Distributed ID Generation Solutions

Using auto-increment primary keys from traditional databases as ID for distributed systems can be inefficient and vulnerable to being predicted and analyzed.

Nowadays, distributed systems require unique global identifiers; it is an essential task in distributed computing with growing internet usage.

Requirement #

Functional Requirement #

id should be globally unique
low latency
each node can generate id independently

Nice to have features #

monotonicity (sortable by time)
unpredictable
high availability.
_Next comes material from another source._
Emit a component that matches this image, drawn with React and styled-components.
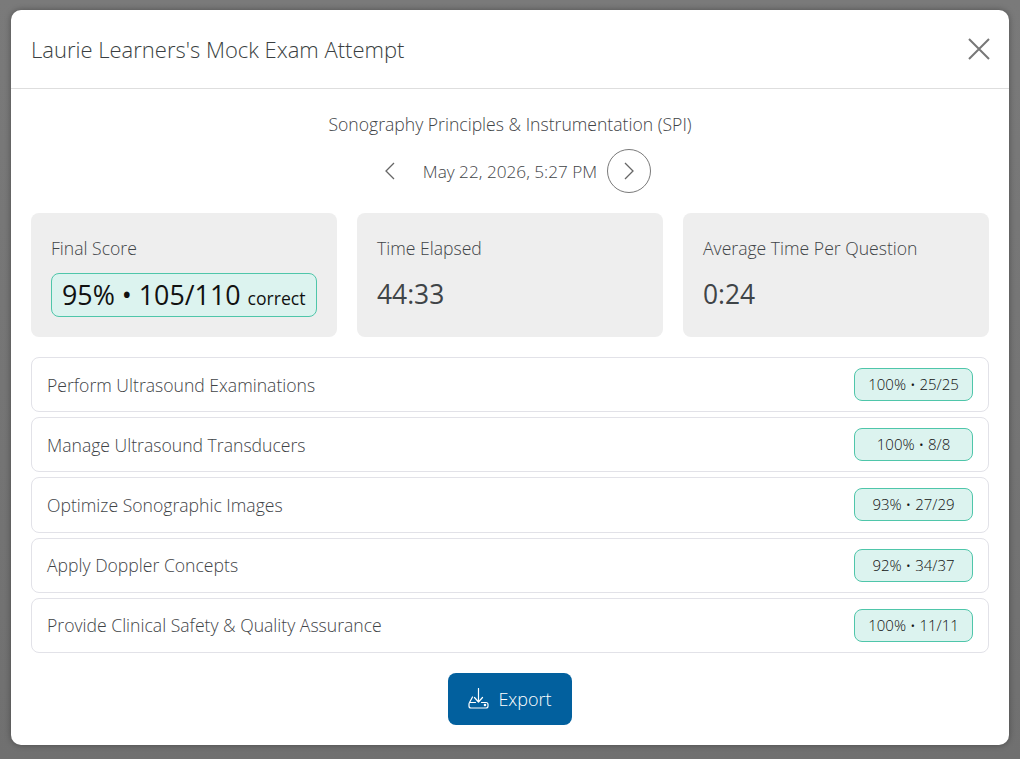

Since an ID generator is a mission-critical system, it must be highly available.

Overview #

Designing a distributed ID generation scheme can be divided into two steps

Generate the binary ID, usually selected from pseudo-random numbers, time, and node ID.
Convert the binary ID into a human-readable and easily transmittable string text.

Binary ID Generation #

1. PRNG (pseudo random number generator) #

UUID v4 (128 bit)
Nano ID (no standard length)

	random number (bits)	total (bits)
UUID v4	122	128
Nano ID	126	126

UUID [2] #

UUIDv4 consists of 128 bits, which are typically represented as 32 hexadecimal characters in the following format: xxxxxxxx-xxxx-4xxx-yxxx-xxxxxxxxxxxx, where the digit "4" in the third group signifies the version (i.e., UUIDv4) and the digit "y" in the fourth group specifies the variant.

Pros #

Generating UUID is simple. No coordination between servers is needed so there will not be any synchronization issues.
The system is easy to scale because each web server is responsible for generating IDs they consume. ID generator can easily scale with web servers.

Cons #

IDs are 128 bits long, but our requirement is 64 bits.
IDs do not go up with time.
IDs could be non-numeric.

Chance of duplicate ID

With the sheer number of possible combinations (2^128), it would be almost impossible to generate a duplicate unless you are generating trillions of IDs every second, for many years.

Nano ID [3] #

A tiny, secure, URL-friendly, unique string ID generator. Small. 130 bytes (minified and gzipped). No dependencies. Size Limit controls the size. Safe. It uses hardware random generator. Can be used in clusters. Short IDs. It uses a larger alphabet than UUID (A-Za-z0-9_-). So ID size was reduced from 36 to 21 symbols. Portable. Nano ID was ported to 20 programming languages.

2. Timestamp + PRNG #

	timestamp (bits)	random number (bits)	total (bits)
ULID	48	80	128
KSUID	32	128	160

ULID [4] #

128-bit compatibility with UUID
Lexicographically sortable!
- timestamp: UNIX-time in milliseconds
No special characters (URL safe)
Monotonic sort order (correctly detects and handles the same millisecond)

KSUID [4] #

There are numerous methods for generating unique identifiers, so why KSUID?

Naturally ordered by generation time

Collision-free, coordination-free, dependency-free

Highly portable representations

3. Timestamp + Node ID + Monotonic Counter #

	timestamp (bits)	Node Id (bits)	Process Id (bits)	Counter (bits)	total (bits)
Snowflake ID	41	10	-	12	64
MongoDB ObjectID	32	24	16	24	96

id is unique across different node and process
counter ensure the uniqueness on same process of same node

Security Concern #

since the structure of id, the entropy of id is quite small, which means easy to predict.
It is dangerous through IDOR

Snowflake ID [6] #

timestamp: Epoch in milliseconds precision
- That gives us 69 years with respect to a custom epoch.
Node ID: 10 bits, this gives us 1024 nodes/machines.
Local counter: 12 bits, The counter’s max value would be 4095.

MongoDB ObjectID [7] #

The object ID is generated by the MongoDB driver instead of the database.
The 12-byte ObjectId consists of:
- A 4-byte timestamp, representing the ObjectId's creation, measured in seconds since the Unix epoch.
- A 5-byte random value generated once per process. This random value is unique to the machine and process.
- A 3-byte incrementing counter, initialized to a random value.